One of the major themes of Ratatouille is that anyone can cook. But watching the movie, it’s almost as if Disney and Pixar are saying, “Yeah, but not just anyone can make a good animated film.” And they’re right. There’s a reason those companies are the gold standard for animation. While films like Surf’s Up may be fun, they’re not as sophisticated as a Pixar movie. And Ratatouille ranks up there with their best.

The film tells the story of Remy (voiced by Patton Oswalt), a rat with a taste for good food and an uncanny ability to cook. Remy teams up with a young kid in a fancy restaurant and together, the two cook up some great dishes — which, of course, frustrates the head chef. Told with visual flair and featuring some great action-packed scenes, just like Brad Bird’s last Pixar film, The Incredibles, Ratatouille is not really a movie for kids. In fact, I’m sure they’ll be totally bored by it. That’s because the film really does focus on high-end food and doesn’t pander to the lowest common denominator. It almost never takes the easy way to a laugh (although, a food critic with the last name Ego does seem a little obvious), and focuses as much on character and plot as it does on awesome animation. And yes, Paris does look great. But more impressive are the scene where Remy is sent down the sewers into Paris and the ones where he’s running through the kitchen. Also worth noting are the voice talent, which includes Brad Garrett and Peter O’Toole, and the score by Michael Giacchino (Lost, The Incredibles). And please stay through the credits for the final, stylized animation sequence. That is, if you’re not too hungry.

After last summer’s Cars, which I didn’t love, I thought maybe I had outgrown the Pixar films. Thankfully, that one was just a minor detour. In the right hands, they can still be magic. And that’s surely what Ratatouille is. I’m giving it an A–.

(p.s. As a testament to just how much Pixar films are beloved, when the trailer for their next release, Wall-E, came on, the place went absolutely silent. For a trailer.)

The Nose Plays. The Movie? Sorta

9 Jun

Let me get this out of the way right up top: Ocean’s Thirteen is not the best movie in the series; that would be Ocean’s Five, when Danny and Rusty broke out of prison together so they could steal a diamond from a billionaire real estate developer.

But it’s still better than Ocean’s Nine, undoubtedly the worst movie in the series.

But seriously … and that’s not exactly a bad way to begin … Ocean’s Thirteen is not the movie I was hoping for.

I happen to love the other two (Eleven more than Twelve), mostly because they’re so cool and breezy, and the chemistry between the whole group is so strong that watching the movies is like being one of the boys for two hours.

This latest film is a more serious affair. Continue reading

I’m All Out of Love

7 Jun

Almost like a birthday present to myself, Thursday I finally finished reading Love Is a Mix Tape.

I say finally, but it only took me a month to read (which, believe it or not, is really quick for me).
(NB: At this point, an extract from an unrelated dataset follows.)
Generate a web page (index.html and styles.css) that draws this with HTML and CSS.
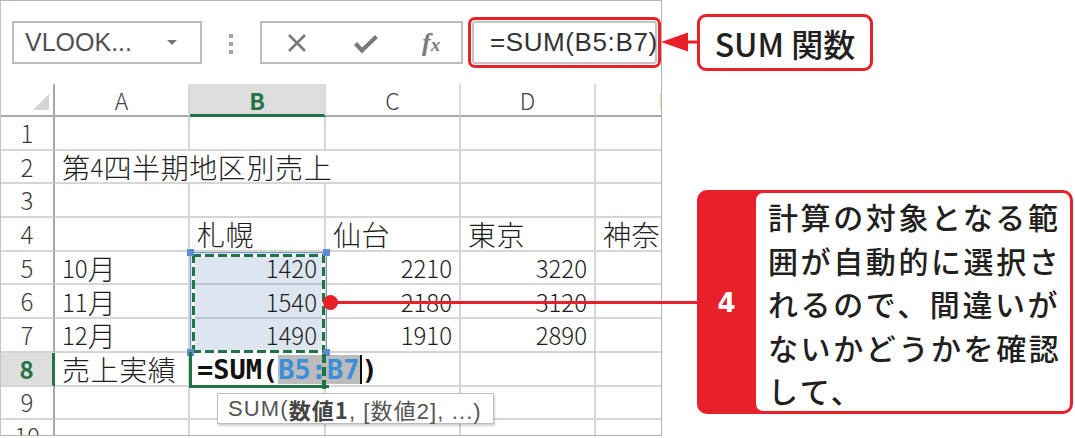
FILE: index.html
```html
<!DOCTYPE html>
<html lang="ja">
<head>
<meta charset="utf-8">
<link rel="stylesheet" href="styles.css">
</head>
<body>
<div class="page">
  <div class="excel">
    <div class="fbar">
      <div class="namebox"><span>VLOOK...</span><span class="dd"></span></div>
      <div class="grip"><i></i><i></i><i></i></div>
      <div class="btns">
        <svg class="ic-x" width="20" height="18" viewBox="0 0 20 18"><path d="M2 1 L18 17 M18 1 L2 17" stroke="#7a7a7a" stroke-width="2.6" fill="none"/></svg>
        <svg class="ic-ok" width="26" height="20" viewBox="0 0 26 20"><path d="M2.5 9.5 L9 16.5 L23.5 2.5" stroke="#7a7a7a" stroke-width="4.2" fill="none"/></svg>
        <span class="fx"><i>f</i><i class="x">x</i></span>
      </div>
      <div class="formula">=SUM(B5:B7)</div>
    </div>
    <div class="gridwrap">
      <div class="grid">
        <div class="h corner"><span class="tri"></span></div>
        <div class="h">A</div>
        <div class="h on">B</div>
        <div class="h">C</div>
        <div class="h">D</div>
        <div class="h">E</div>

        <div class="r">1</div><div class="c"></div><div class="c"></div><div class="c"></div><div class="c"></div><div class="c"></div>

        <div class="r">2</div><div class="c wide">第<span class="d">4</span>四半期地区別売上</div><div class="c"></div><div class="c"></div>

        <div class="r">3</div><div class="c"></div><div class="c"></div><div class="c"></div><div class="c"></div><div class="c"></div>

        <div class="r">4</div><div class="c"></div><div class="c">札幌</div><div class="c">仙台</div><div class="c">東京</div><div class="c">神奈川</div>

        <div class="r">5</div><div class="c"><span class="d">10</span>月</div><div class="c n sel">1420</div><div class="c n">2210</div><div class="c n">3220</div><div class="c"></div>

        <div class="r">6</div><div class="c"><span class="d">11</span>月</div><div class="c n sel">1540</div><div class="c n">2180</div><div class="c n">3120</div><div class="c"></div>

        <div class="r">7</div><div class="c"><span class="d">12</span>月</div><div class="c n sel">1490</div><div class="c n">1910</div><div class="c n">2890</div><div class="c"></div>

        <div class="r on">8</div><div class="c">売上実績</div><div class="c edit"><span class="ftext">=SUM(<span class="hl">B5:B7</span><span class="caret"></span>)</span></div><div class="c"></div><div class="c"></div><div class="c"></div>

        <div class="r">9</div><div class="c"></div><div class="c"></div><div class="c"></div><div class="c"></div><div class="c"></div>

        <div class="r">10</div><div class="c"></div><div class="c"></div><div class="c"></div><div class="c"></div><div class="c"></div>
      </div>

      <div class="range">
        <span class="ant top"></span><span class="ant bottom"></span><span class="ant left"></span><span class="ant right"></span>
        <span class="hd tl"></span><span class="hd tr"></span><span class="hd bl"></span><span class="hd br"></span>
      </div>
      <div class="active"></div>
      <div class="ant-edit"></div>
      <div class="tip">SUM(<b>数値1</b>, [数値2], ...)</div>
    </div>
  </div>

  <svg class="arrow" width="40" height="25" viewBox="0 0 40 25"><polygon points="1,12 28,2.5 28,21.5" fill="#e8202a"/><rect x="27" y="10.5" width="11" height="3" fill="#e8202a"/></svg>
  <div class="label">SUM 関数</div>

  <div class="lead"></div>
  <div class="callout">
    <div class="tab">4</div>
    <div class="ctext">計算の対象となる範<br>囲が自動的に選択さ<br>れるので、間違いが<br>ないかどうかを確認<br>して、</div>
  </div>
</div>
</body>
</html>
```
FILE: styles.css
```css
* { box-sizing: border-box; margin: 0; padding: 0; }
body { margin: 0; background: #fff; }

.page {
  position: relative;
  width: 1075px;
  height: 438px;
  overflow: hidden;
  background: #fff;
  font-family: "Noto Sans CJK JP", sans-serif;
}

/* ---------- Excel panel ---------- */
.excel {
  width: 662px;
  height: 436px;
  border: 1px solid #b3b3b3;
  border-left-color: #b9cbbf;
  display: flex;
  flex-direction: column;
  background: #fff;
}

.fbar {
  flex: none;
  height: 83px;
  display: flex;
  align-items: flex-start;
  padding: 20px 0 0 11px;
}

.namebox {
  width: 190px;
  height: 43px;
  border: 2px solid #bdbdbd;
  display: flex;
  align-items: center;
  padding-left: 11px;
  font-family: "Liberation Sans", sans-serif;
  font-size: 25px;
  color: #505050;
}
.dd {
  margin-left: auto;
  margin-right: 23px;
  width: 0;
  height: 0;
  border-left: 5px solid transparent;
  border-right: 5px solid transparent;
  border-top: 5px solid #777;
}

.grip {
  margin: 13px 0 0 27px;
  display: flex;
  flex-direction: column;
  gap: 4px;
}
.grip i { display: block; width: 4px; height: 4px; background: #a3a3a3; }

.btns {
  margin-left: 27px;
  width: 203px;
  height: 43px;
  border: 2px solid #bdbdbd;
  display: flex;
  align-items: center;
  padding-left: 25px;
}
.ic-x { margin-top: 1px; }
.ic-ok { margin-left: 46px; margin-top: 3px; }
.fx {
  margin-left: 43px;
  font-family: "Liberation Serif", serif;
  font-weight: bold;
  color: #7a7a7a;
  font-size: 26px;
  line-height: 1;
}
.fx .x { font-size: 19px; }

.formula {
  margin-left: 9px;
  width: 185px;
  height: 43px;
  border: 2px solid #c4c4c4;
  outline: 3px solid #e8202a;
  outline-offset: 1px;
  border-radius: 3px;
  display: flex;
  align-items: center;
  padding-left: 16px;
  font-family: "Liberation Sans", sans-serif;
  font-size: 26px;
  letter-spacing: 0.6px;
  color: #333;
}

/* ---------- grid ---------- */
.gridwrap {
  position: relative;
  flex: none;
  height: 351px;
  overflow: hidden;
}
.grid {
  display: grid;
  grid-template-columns: 54px 135px 136px 135px 135px 140px;
  grid-template-rows: 33px repeat(10, 33.7px);
  width: 700px;
}
.grid > div {
  display: flex;
  align-items: center;
  line-height: 1;
  white-space: nowrap;
  min-width: 0;
}

.h {
  justify-content: center;
  border-right: 2px solid #dadada;
  border-bottom: 2px solid #a9a9a9;
  font-size: 23px;
  font-weight: 300;
  color: #444;
  padding-top: 2px;
}
.h.on {
  background: #dedede;
  border-bottom: 3px solid #217346;
  color: #217346;
  font-weight: 700;
}
.corner { position: relative; border-right: 2px solid #a9a9a9; }
.tri {
  position: absolute;
  right: 4px;
  bottom: 5px;
  width: 0;
  height: 0;
  border-left: 16px solid transparent;
  border-bottom: 16px solid #d3d3d3;
}

.r {
  justify-content: center;
  border-right: 2px solid #a9a9a9;
  border-bottom: 2px solid #d6d6d6;
  font-size: 24px;
  font-weight: 300;
  color: #3a3a3a;
}
.r.on {
  background: #dedede;
  border-right: 3px solid #217346;
  color: #217346;
  font-weight: 700;
}

.c {
  border-right: 2px solid #d6d6d6;
  border-bottom: 2px solid #d6d6d6;
  padding-left: 7px;
  font-size: 28px;
  font-weight: 300;
  letter-spacing: 0.6px;
  color: #1e1e1e;
  padding-top: 1px;
}
.c .d { font-size: 24px; letter-spacing: 0; }
.c.wide { grid-column: span 3; }
.c.n {
  justify-content: flex-end;
  padding-right: 7px;
  font-size: 24px;
  letter-spacing: 0;
}
.c.sel { background: #dde5f0; border-bottom-color: #bac4d2; }

.c.edit { position: relative; overflow: visible; padding-left: 7px; }
.ftext {
  position: relative;
  z-index: 2;
  background: #fff;
  font-family: "DejaVu Sans Mono", monospace;
  font-weight: bold;
  font-size: 27px;
  letter-spacing: 0;
  color: #111;
  line-height: 29px;
  display: inline-flex;
  align-items: center;
}
.hl { background: #bcbcbc; color: #3b8ed8; }
.caret { display: inline-block; width: 2px; height: 29px; background: #111; }

/* selection overlay B5:B7 */
.range {
  position: absolute;
  left: 189px;
  top: 168px;
  width: 137px;
  height: 101px;
  border: 1px solid #6f96cf;
  z-index: 3;
}
.ant { position: absolute; }
.ant.top, .ant.bottom {
  left: 1px; right: 1px; height: 3px;
  background: repeating-linear-gradient(90deg, #217346 0 9px, #fff 9px 13px);
}
.ant.top { top: 1px; }
.ant.bottom { bottom: -1px; }
.ant.left, .ant.right {
  top: 1px; bottom: 1px; width: 3px;
  background: repeating-linear-gradient(180deg, #217346 0 9px, #fff 9px 13px);
}
.ant.left { left: 1px; }
.ant.right { right: 1px; }
.hd {
  position: absolute;
  width: 7px;
  height: 7px;
  background: #5d8cd0;
}
.hd.tl { left: -4px; top: -4px; }
.hd.tr { right: -4px; top: -4px; }
.hd.bl { left: -4px; bottom: -4px; }
.hd.br { right: -4px; bottom: -4px; }

.active {
  position: absolute;
  left: 188px;
  top: 268px;
  width: 140px;
  height: 36px;
  border-left: 3px solid #217346;
  border-bottom: 3px solid #217346;
  z-index: 3;
}
.ant-edit {
  position: absolute;
  left: 321px;
  top: 270px;
  width: 4px;
  height: 36px;
  background: repeating-linear-gradient(180deg, #217346 0 9px, transparent 9px 13px);
  z-index: 3;
}

.tip {
  position: absolute;
  left: 216px;
  top: 309px;
  width: 277px;
  height: 31px;
  background: #fff;
  border: 1px solid #bdbdbd;
  box-shadow: 1px 2px 2px rgba(0,0,0,0.18);
  z-index: 4;
  padding: 0 0 0 10px;
  display: flex;
  align-items: center;
  font-family: "Liberation Sans", "Noto Sans CJK JP", sans-serif;
  font-size: 22px;
  letter-spacing: 1.1px;
  color: #555;
  white-space: nowrap;
}
.tip b { font-family: "Noto Sans CJK JP", sans-serif; font-weight: 700; color: #444; }

/* ---------- annotations ---------- */
.arrow { position: absolute; left: 660px; top: 30px; }

.label {
  position: absolute;
  left: 697px;
  top: 14px;
  width: 176px;
  height: 57px;
  border: 3px solid #e8202a;
  border-radius: 9px;
  background: #fff;
  display: flex;
  align-items: center;
  justify-content: center;
  font-family: "Noto Sans CJK JP", sans-serif;
  font-weight: 500;
  font-size: 32px;
  color: #231f20;
  line-height: 1;
  white-space: nowrap;
}

.lead {
  position: absolute;
  left: 330px;
  top: 301px;
  width: 368px;
  height: 3px;
  background: #e8202a;
  z-index: 5;
}
.lead::before {
  content: "";
  position: absolute;
  left: -7px;
  top: -6px;
  width: 15px;
  height: 15px;
  border-radius: 50%;
  background: #e8202a;
}

.callout {
  position: absolute;
  left: 697px;
  top: 190px;
  width: 376px;
  height: 224px;
  border-radius: 10px;
  background: #e8202a;
  display: flex;
  padding: 3px 3px 3px 0;
  z-index: 6;
}
.tab {
  flex: none;
  width: 59px;
  display: flex;
  align-items: center;
  justify-content: center;
  color: #fff;
  font-family: "DejaVu Sans", sans-serif;
  font-weight: bold;
  font-size: 26px;
  padding-top: 1px;
}
.ctext {
  flex: 1;
  background: #fff;
  border-radius: 7px;
  padding: 2px 0 0 12px;
  font-family: "Noto Sans CJK JP", sans-serif;
  font-weight: 500;
  font-size: 30px;
  letter-spacing: 2.6px;
  line-height: 43.5px;
  color: #231f20;
  white-space: nowrap;
}
```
As I’ve said before, I don’t read books. It’s not that I’m against the medium, but I just don’t seem to have the patience for anything longer than a typical magazine article. And maybe it’s because Mix Tape is written by Rob Sheffield, a contributing editor at Rolling Stone, but damn if I couldn’t put this book down. Continue reading

Get Ready for the Big Bang

6 Jun

According to Wednesday’s New York Times, the meatball universe is expanding. It reminds me of that scene in Annie Hall, where Alvy Singer’s mother says to young Alvy (and I’m paraphrasing here, of course), “What has the universe got to do with it? You’re here in Brookline! Brookline is not expanding!” Still, I’m a bit worried about a meatball universe expanding. That just can’t be good.

Cowabunga!

5 Jun

If you, like me, thought a movie about singing, dancing penguins was a wacky idea, then you ain’t seen nothing yet. Surf’s Up is a movie about, yes, surfing penguins, and in concept alone it scores big points. I mean, have you seen the trailer? It rocks. So you pretty much know going in that Surf’s Up is not your average animated flick. For one thing, it’s “shot” like a documentary, and features interviews with the cast, grainy “archival” footage, and other hallmarks of the genre. And that all is done so well that you forget there was a team of animators who had to create it all from scratch. And then there are the colors and the surfing “photography,” both of which are really fun and cool and make you want to walk out of the theater, put on a wet suit, hop on a board, and ride a wave. (I’ve done it. It’s cool. Trust me.) So yeah, Surf’s Up is a totally fun movie.

But let’s not kid ourselves, and that is a pun, folks. Surf’s Up is also a very, very kid-friendly movie. The crowd I saw it with was about 50% kids (or at least it felt and sounded that way), and they loved it. They were laughing at the cute baby penguins, and the physical humor, and the silly Chicken Joe character. Which is not a bad thing, of course. It’s just that I wouldn’t say the film was as sophisticated as, say, Ratatouille looks or even Happy Feet was. Sure, the surfing stuff is wicked cool, and the documentary look is really well done, but I wouldn’t put Surf’s Up in any upper pantheon of animated films. And that’s why I’m only giving it a B — a solid B, but a B just the same.